The Auror office was established in the 17th century by the British Ministry of Magic. By the mid-20th century, the office had spread to the Magical Congress of the United States. Some British Aurors were sent overseas to help aid in the global wizarding war.

One such wizard was Theseus Scamander, who would later become the Head of the Auror office at the Ministry of Magic. Aurors typically stayed within their own jurisdiction, but those who showed promise were granted permissions to present their skills on the front line battles within other countries.

9 Requirements

We learn from Harry Potter’s days as a student at Hogwarts that it takes an immense amount of work and dedication to become an Auror. During a career discussion (yes, they have those), McGonagall warns Harry that they only take the very best and that he will have to improve his grades if he really wants to become an Auror.

Regarding academic grades, wizards must have five N.E.W.T.s and nothing under 'Exceeds Expectations' grade in Potions, Defence Against the Dark Arts, Transfiguration, Herbology, and Charms. This is briefly a problem for Harry who has always struggled in Potions class, much to Snape’s enjoyment.

8 Training Takes Three Years

The role of an Auror is comparable to that of a police officer or, more fittingly, a special agent within a program like the FBI. So training to become an Auror is a rigorous endeavor. If prospective witches and wizards meet the academic qualifications, they move on to background checks. If they pass, they can be accepted into Auror training which starts with a series of aptitude tests. They have to prove their skill in magical combat and even criminal investigations.

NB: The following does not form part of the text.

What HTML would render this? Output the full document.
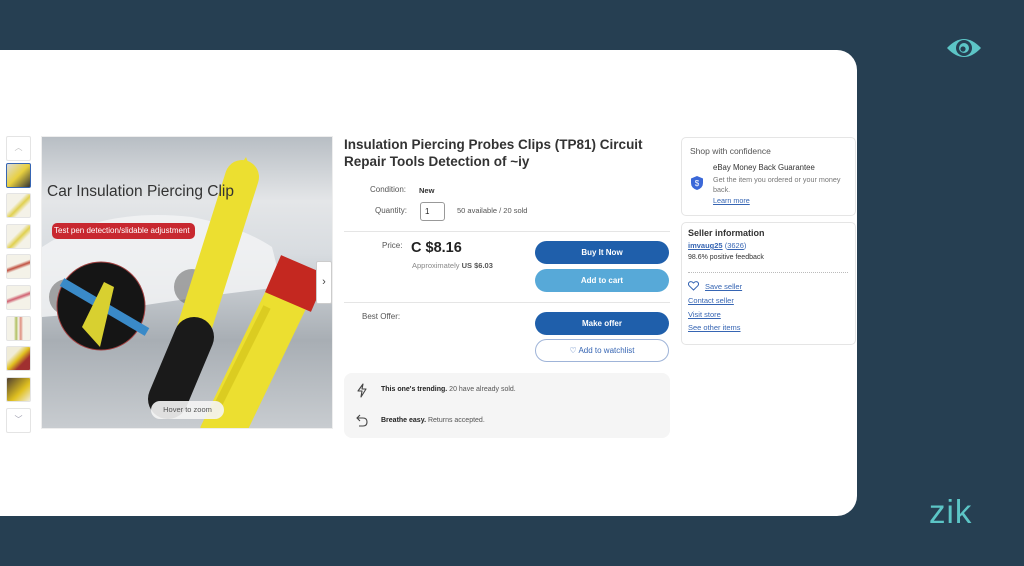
<!DOCTYPE html>
<html><head><meta charset="utf-8"><style>
*{margin:0;padding:0;box-sizing:border-box}
body{width:1024px;height:566px;background:#263f52;font-family:"Liberation Sans",sans-serif;position:relative;overflow:hidden;color:#222}
.card{position:absolute;left:0;top:50px;width:857px;height:466px;background:#fff;border-radius:0 20px 20px 0}
.a{position:absolute}
.th{position:absolute;left:6px;width:25px;height:25px;border:1px solid #e4e4e4;border-radius:2px;background:#f3f1ea}
.btn{position:absolute;left:535px;width:134px;height:23px;border-radius:12px;color:#fff;font-size:8px;font-weight:bold;text-align:center;line-height:23px}
.lk{color:#3665b3;text-decoration:underline;font-size:7.5px}
</style></head><body>
<div class="card"></div>
<!-- eye -->
<svg class="a" style="left:946px;top:35px" width="36" height="26" viewBox="0 0 36 26"><path d="M1 13 Q18 -5 35 13 Q18 31 1 13Z" fill="#5cc5c6"/><circle cx="18" cy="13" r="8" fill="#263f52"/><circle cx="18" cy="13" r="5" fill="#5cc5c6"/><circle cx="17" cy="14" r="2.6" fill="#263f52"/></svg>
<div class="a" style="left:929px;top:492px;font-size:33px;color:#5cc5c6;letter-spacing:1px;line-height:40px">zik</div>

<!-- thumbnails -->
<div class="th" style="top:136px;background:#fff;color:#bbb;font-size:8px;text-align:center;line-height:22px">︿</div>
<div class="th" style="top:163px;border:1px solid #3665b3;background:linear-gradient(135deg,#ddd,#e8d040 50%,#333)"></div>
<div class="th" style="top:193px;background:linear-gradient(135deg,#f4f2e8 40%,#e0d050 55%,#f4f2e8 70%)"></div>
<div class="th" style="top:224px;background:linear-gradient(135deg,#f4f2e8 40%,#e0d050 55%,#f4f2e8 70%)"></div>
<div class="th" style="top:254px;background:linear-gradient(160deg,#f4f2e8 40%,#c05040 50%,#f4f2e8 60%)"></div>
<div class="th" style="top:285px;background:linear-gradient(160deg,#f4f2e8 40%,#d06070 50%,#f4f2e8 60%)"></div>
<div class="th" style="top:316px;background:linear-gradient(90deg,#f4f2e8 30%,#b0c060 40%,#f4f2e8 50%,#e09080 60%,#f4f2e8 70%)"></div>
<div class="th" style="top:346px;background:linear-gradient(135deg,#f0ecd8 30%,#e0c020 50%,#a03030 70%)"></div>
<div class="th" style="top:377px;background:linear-gradient(135deg,#504030,#e0c020 60%,#f0ecd8)"></div>
<div class="th" style="top:408px;background:#fff;color:#99a;font-size:8px;text-align:center;line-height:22px">﹀</div>

<!-- main image -->
<div class="a" style="left:41px;top:136px;width:292px;height:293px;overflow:hidden;background:linear-gradient(180deg,#b8bec4 0%,#e4e6e8 22%,#d8dce0 40%,#a8aeb4 70%,#c8ccd0 100%);border:1px solid #eee">
 <svg class="a" style="left:0;top:0" width="292" height="293" viewBox="0 0 292 293">
  <path d="M0 110 Q60 70 150 80 Q200 90 230 110 L240 150 Q150 160 60 175 L0 180Z" fill="#f2f3f4" opacity=".85"/>
  <circle cx="25" cy="160" r="18" fill="#555" opacity=".5"/>
  <circle cx="150" cy="150" r="18" fill="#555" opacity=".5"/>
  <circle cx="59" cy="169" r="44" fill="#151515" stroke="#a04040" stroke-width="1"/>
  <line x1="20" y1="145" x2="105" y2="195" stroke="#3a8ac8" stroke-width="9"/>
  <path d="M40 190 L62 145 L72 150 L58 210Z" fill="#d8d030"/>
  <line x1="200" y1="40" x2="140" y2="230" stroke="#ecdf30" stroke-width="34" stroke-linecap="round"/>
  <path d="M190 42 L204 20 L214 46Z" fill="#ecdf30"/>
  <line x1="152" y1="200" x2="126" y2="262" stroke="#1a1a1a" stroke-width="40" stroke-linecap="round"/>
  <line x1="250" y1="150" x2="178" y2="300" stroke="#ecdf30" stroke-width="44"/>
  <line x1="262" y1="128" x2="246" y2="165" stroke="#c42820" stroke-width="50"/>
  <line x1="225" y1="170" x2="170" y2="280" stroke="#d0c018" stroke-width="8" opacity=".6"/>
 </svg>
 <div class="a" style="left:5px;top:46px;font-size:15.5px;color:#333;white-space:nowrap">Car Insulation Piercing Clip</div>
 <div class="a" style="left:10px;top:86px;width:143px;height:16px;background:#c82830;border-radius:5px;color:#fff;font-size:8px;line-height:16px;padding-left:2px;white-space:nowrap">Test pen detection/slidable adjustment</div>
 <div class="a" style="left:109px;top:264px;width:73px;height:18px;border-radius:9px;background:rgba(245,245,245,.9);color:#555;font-size:7.5px;text-align:center;line-height:18px">Hover to zoom</div>
</div>
<div class="a" style="left:316px;top:261px;width:16px;height:43px;background:#fff;border:1px solid #ccc;border-radius:2px;font-size:11px;text-align:center;line-height:41px;color:#444">›</div>

<!-- middle -->
<div class="a" style="left:344px;top:136px;font-size:13.5px;font-weight:bold;color:#333;line-height:17px;width:300px">Insulation Piercing Probes Clips (TP81) Circuit Repair Tools Detection of ~iy</div>
<div class="a" style="left:370px;top:185px;font-size:8px;color:#555">Condition:</div>
<div class="a" style="left:419px;top:186px;font-size:7.5px;font-weight:bold;color:#333">New</div>
<div class="a" style="left:375px;top:206px;font-size:8px;color:#555">Quantity:</div>
<div class="a" style="left:420px;top:202px;width:25px;height:19px;border:1px solid #999;border-radius:3px;font-size:8px;padding:4px 0 0 4px">1</div>
<div class="a" style="left:457px;top:206px;font-size:7.5px;color:#555">50 available / 20 sold</div>
<div class="a" style="left:344px;top:231px;width:326px;border-top:1px solid #e5e5e5"></div>
<div class="a" style="left:382px;top:241px;font-size:8px;color:#555">Price:</div>
<div class="a" style="left:411px;top:240px;font-size:14.5px;font-weight:bold;color:#222">C $8.16</div>
<div class="a" style="left:412px;top:261px;font-size:7.5px;color:#888">Approximately <b style="color:#555">US $6.03</b></div>
<div class="btn" style="top:241px;background:#1f5fab">Buy It Now</div>
<div class="btn" style="top:269px;background:#57a9d8">Add to cart</div>
<div class="a" style="left:344px;top:302px;width:326px;border-top:1px solid #e5e5e5"></div>
<div class="a" style="left:362px;top:312px;font-size:8px;color:#555">Best Offer:</div>
<div class="btn" style="top:312px;background:#1f5fab">Make offer</div>
<div class="btn" style="top:339px;background:#fff;border:1px solid #9fb4d8;color:#3665b3;font-weight:normal;line-height:21px">♡ Add to watchlist</div>
<div class="a" style="left:344px;top:373px;width:326px;height:65px;background:#f5f5f5;border-radius:8px"></div>
<svg class="a" style="left:356px;top:383px" width="12" height="15" viewBox="0 0 12 15"><path d="M7 1 L2 8 H6 L5 14 L10 6 H6 Z" fill="none" stroke="#444" stroke-width="1.1" stroke-linejoin="round"/></svg>
<svg class="a" style="left:356px;top:414px" width="12" height="13" viewBox="0 0 12 13"><path d="M4 1 L1 4 L4 7 M1 4 H7 Q11 4 11 8 Q11 12 7 12 H3" fill="none" stroke="#444" stroke-width="1.1"/></svg>
<div class="a" style="left:381px;top:386px;font-size:7px;color:#555"><b style="color:#222">This one's trending.</b> 20 have already sold.</div>
<div class="a" style="left:381px;top:417px;font-size:7px;color:#555"><b style="color:#222">Breathe easy.</b> Returns accepted.</div>

<!-- right -->
<div class="a" style="left:681px;top:137px;width:175px;height:79px;border:1px solid #e5e5e5;border-radius:5px"></div>
<div class="a" style="left:690px;top:146px;font-size:8.5px;color:#555">Shop with confidence</div>
<div class="a" style="left:713px;top:163px;font-size:7.8px;color:#333">eBay Money Back Guarantee</div>
<div class="a" style="left:713px;top:175px;font-size:7.2px;color:#777;width:130px;line-height:9.5px">Get the item you ordered or your money back.</div>
<div class="a lk" style="left:713px;top:196px;font-size:7.2px">Learn more</div>
<svg class="a" style="left:691px;top:176px" width="12" height="14" viewBox="0 0 12 14"><path d="M6 0 L12 2.5 V7 Q12 12 6 14 Q0 12 0 7 V2.5Z" fill="#3b68d8"/><text x="6" y="10" font-size="8" fill="#fff" text-anchor="middle" font-family="Liberation Sans">$</text></svg>
<div class="a" style="left:681px;top:222px;width:175px;height:123px;border:1px solid #e5e5e5;border-radius:5px"></div>
<div class="a" style="left:688px;top:228px;font-size:9px;font-weight:bold;color:#333">Seller information</div>
<div class="a" style="left:688px;top:241px;font-size:7.5px"><span class="lk" style="font-weight:bold">imvaug25</span> <span style="color:#3665b3">(<u>3626</u>)</span></div>
<div class="a" style="left:688px;top:254px;font-size:7px;color:#333">98.6% positive feedback</div>
<div class="a" style="left:688px;top:272px;width:160px;border-top:1px dotted #bbb"></div>
<svg class="a" style="left:688px;top:281px" width="11" height="10" viewBox="0 0 11 10"><path d="M5.5 9 L1.2 4.8 Q-0.5 2.5 1.5 1 Q3.5 0 5.5 2 Q7.5 0 9.5 1 Q11.5 2.5 9.8 4.8Z" fill="none" stroke="#3665b3" stroke-width="1"/></svg>
<div class="a lk" style="left:705px;top:282px">Save seller</div>
<div class="a lk" style="left:688px;top:296px">Contact seller</div>
<div class="a lk" style="left:688px;top:310px">Visit store</div>
<div class="a lk" style="left:688px;top:323px">See other items</div>
</body></html>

Aurors have to be able to perform well under pressure, which will be evaluated during their three-year training program. Any outperforming abilities such as being able to produce a Patronus or Animagi skills are taken into consideration as well. However, as noted by McGonagall, they don’t accept many people. At the time of Harry’s inquiry, there had not been anyone admitted into the program for over three years.

7 MACUSA

MACUSA stands for the Magical Congress of the United States, which is the American equivalent to the Ministry of Magic. It became necessary to establish this secret government around 1693 during the Salem Witch Trials. During this time, the Auror office at MACUSA was handed the duty of finding and convicting Scourers: a group of rogue wizards who tortured muggles and wizards alike.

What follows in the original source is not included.